In that moment, Anora struggles against her attraction to him. It is a response to what he has done to her, but also to the prospect of attaching herself to who she sees as a man of low status, as opposed to the elite husband she just lost. Their final encounter triggers an emotional release, and she breaks down when her need to be vulnerable momentarily overcomes her instinct to stay strong. This isn’t love any more than her relationship with Ivan was, but it is at least something real.

Anora is a movie with a sad ending, but it’s not a tragedy. It’s a movie about failing to achieve the American dream, but it’s not the story of a woman defeated. It’s about realizing that who gets to have money and who doesn’t is based not on merit or skill, but rather on luck and ruthlessness. Anora gets a taste of this unreal world, where power and pleasure are limitless. For an interloper like her, though, it has hard limits; it’s a sugar rush followed immediately by a crash. Because she is 25, this experience, though traumatizing, will fade; it isn’t the end for her, but a painful lesson that we all learn at some point.

The majority of American workers hold out hope that something will happen to ensure they won’t have to work anymore. This can be seen in the rise of sports betting, crypto prospecting, and voting for a presidential candidate who promises to magically make groceries cheaper. Anyone can see that those who work the hardest in our society tend to get paid the least, while a small minority at the top have nothing but time and endless resources; so why would anyone want to work hard? Unfortunately, none of us will be pulled out of a life of toil by a generous billionaire because the generous billionaire is a myth. For most of us, no amount of savvy speculation or cozying up to rich boys will ever get us into that stratospheric level of wealth. 

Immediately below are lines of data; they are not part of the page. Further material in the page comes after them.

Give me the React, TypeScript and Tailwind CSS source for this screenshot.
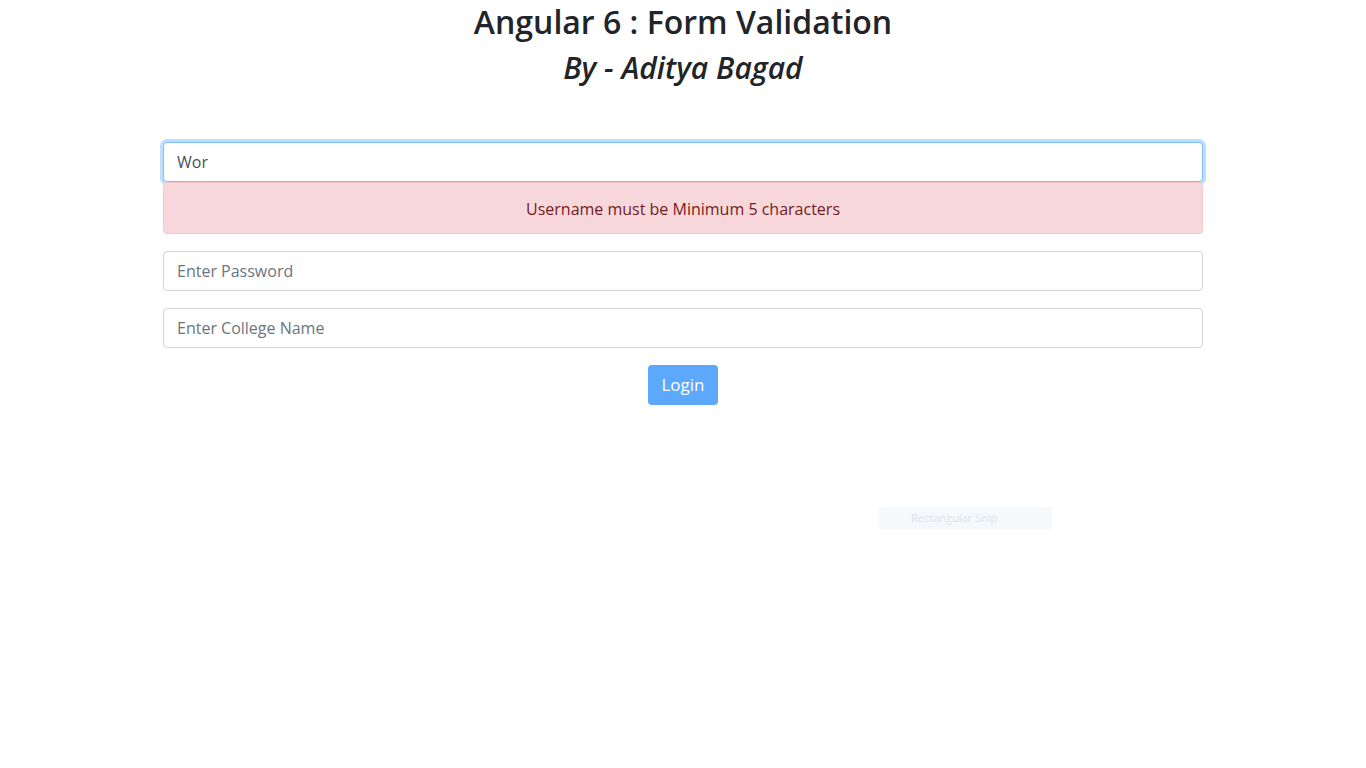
import React from "react";

function App() {
  return (
    <div className="relative min-h-[768px] bg-white text-[#212529] font-['Segoe_UI','Open_Sans',sans-serif]">
      <div className="text-center pt-[2px]">
        <h1 className="text-[32px] leading-[40px] font-semibold">
          Angular 6 : Form Validation
        </h1>
        <h2 className="text-[30px] leading-[52px] font-semibold italic">
          By - Aditya Bagad
        </h2>
      </div>
      <form className="w-[1040px] mx-auto mt-[48px]">
        <input
          type="text"
          defaultValue="Wor"
          autoFocus
          className="block w-full h-[40px] px-[13px] text-[16px] text-[#495057] caret-[#212529] bg-white border border-[#80bdff] rounded-[4px] outline-none shadow-[0_0_0_3px_rgba(0,123,255,0.25)]"
        />
        <div className="h-[52px] pt-[1px] flex items-center justify-center bg-[#f8d7da] border border-[#f5c6cb] rounded-[4px] text-[#721c24] text-[16px]">
          Username must be Minimum 5 characters
        </div>
        <input
          type="password"
          placeholder="Enter Password"
          className="block w-full h-[40px] mt-[17px] px-[13px] text-[16px] text-[#495057] placeholder:text-[#6c757d] bg-white border border-[#ced4da] rounded-[4px] outline-none"
        />
        <input
          type="text"
          placeholder="Enter College Name"
          className="block w-full h-[40px] mt-[17px] px-[13px] text-[16px] text-[#495057] placeholder:text-[#6c757d] bg-white border border-[#ced4da] rounded-[4px] outline-none"
        />
        <div className="flex justify-center mt-[17px]">
          <button
            type="button"
            className="w-[70px] h-[40px] rounded-[4px] bg-[#5ba8fd] text-white text-[17px]"
          >
            Login
          </button>
        </div>
      </form>
      <div className="absolute left-[879px] top-[507px] w-[173px] h-[22px] bg-[#f6f9fc] text-[11px] text-[#dbe3ea] flex items-center pl-[32px]">
        Rectangular Snip
      </div>
    </div>
  );
}

export default App;
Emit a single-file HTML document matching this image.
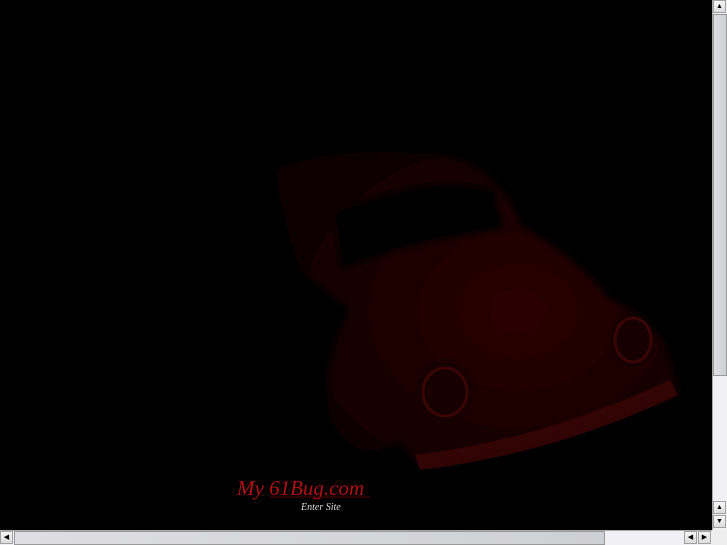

Instead, we have to work — not only at the wage jobs that keep food on the table, but at building working-class organizations to contest the power of the billionaire class. It sucks. It is nothing but the promise of hard work forever. But building something with our fellow workers is the only way out of this mess, and there is the potential to find dignity in the work we do, despite the scorn for hard work inculcated by capitalist culture. Sean Baker’s direction and editing allow us, the audience, to see the work of Anora and her coworkers for what it is: the provision of a service by professionals. By adopting this perspective, not only nonjudgmental but celebratory, on the work of exotic dancers, Baker opens the door for us to rediscover the dignity in the physical and emotional labor we all do.